Pushing on ahead, my skepticism unfortunately became reality. The catawba rhododendron had already come and gone, the flame azalea were far and few between, and some mountain laurel was still lingering in places. Certainly not what I had seen in pictures and hoped to witness this day, but that's just the way it goes sometimes.
Looking up towards Thunderhead with the early morning light in the background gave it a hazy and glary appearance with patches of light passing through the clouds. I knew the clearer views would be the west at this time of day, so I wasted no time making my way up toward Rocky Top for such views. The steep climb up Thunderhead was very different from the trek in May. The canopy went from bare to full, the woods from bright to dark and green, and the forest floor from all the spring beauties and trout lilies to just tall grasses and brush.

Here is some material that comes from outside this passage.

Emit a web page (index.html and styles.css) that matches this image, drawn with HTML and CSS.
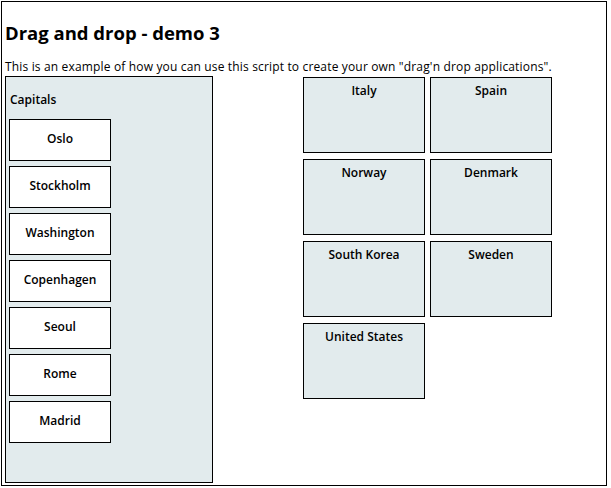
FILE: index.html
```html
<!DOCTYPE html>
<html>
<head>
<meta charset="utf-8">
<link rel="stylesheet" href="styles.css">
</head>
<body>
<div class="page">
  <h1 class="title">Drag and drop - demo 3</h1>
  <p class="intro">This is an example of how you can use this script to create your own "drag'n drop applications".</p>
  <div class="board">
    <div class="capitals">
      <div class="caption">Capitals</div>
      <div class="item">Oslo</div>
      <div class="item">Stockholm</div>
      <div class="item">Washington</div>
      <div class="item">Copenhagen</div>
      <div class="item">Seoul</div>
      <div class="item">Rome</div>
      <div class="item">Madrid</div>
    </div>
    <div class="countries">
      <div class="country">Italy</div>
      <div class="country">Spain</div>
      <div class="country">Norway</div>
      <div class="country">Denmark</div>
      <div class="country">South Korea</div>
      <div class="country">Sweden</div>
      <div class="country">United States</div>
    </div>
  </div>
</div>
</body>
</html>
```
FILE: styles.css
```css
html, body {
  margin: 0;
  padding: 0;
  background: #fff;
}
body {
  font-family: "Open Sans", "DejaVu Sans", sans-serif;
  color: #000;
  font-size: 12px;
}
.page {
  margin: 1px 0 0 1px;
  width: 601px;
  height: 483px;
  padding: 0 0 0 3px;
  border: 1px solid #000;
}
.title {
  margin: 19px 0 0 0;
  font-size: 18.5px;
  line-height: 24px;
  font-weight: bold;
}
.intro {
  margin: 14px 0 0 0;
  line-height: 16px;
  font-size: 12px;
  letter-spacing: 0.16px;
}
.board {
  display: flex;
  align-items: flex-start;
  margin-top: 1px;
  gap: 90px;
}
.capitals {
  width: 203px;
  height: 405px;
  padding: 0 0 0 3px;
  background: #e2ebed;
  border: 1px solid #000;
  display: flex;
  flex-direction: column;
}
.caption {
  margin: 15px 0 11px 1px;
  line-height: 16px;
  font-weight: 600;
}
.item {
  width: 100px;
  height: 37px;
  padding-bottom: 3px;
  margin-bottom: 5px;
  background: #fff;
  border: 1px solid #000;
  display: flex;
  align-items: center;
  justify-content: center;
  font-weight: 600;
}
.countries {
  display: grid;
  grid-template-columns: 122px 122px;
  grid-auto-rows: 76px;
  column-gap: 5px;
  row-gap: 6px;
  margin-top: 1px;
}
.country {
  background: #e2ebed;
  border: 1px solid #000;
  text-align: center;
  font-weight: 600;
  padding-top: 5px;
  line-height: 16px;
}
```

I eventually reached the top and had the entire vista to myself. The views were a bit hazy all around, but not as bad as yesterday. The clouds also blocked Clingmans Dome and Mt. LeConte to the east. At least the panoramc to the west across the AT and down into Cades Cove and Fontana was visible.
The climb to reach Rocky Top is a heck of a haul, no matter where you start, but when you get there, especially on a clear day, there isn't any place like it elsewhere in the park. Sure I was disappointed that I missed the peak bloom, but just being there was enough to make up for it anyways. I look forward to returning in the fall, in which I'll give it another chance at regaining the No. 2 spot.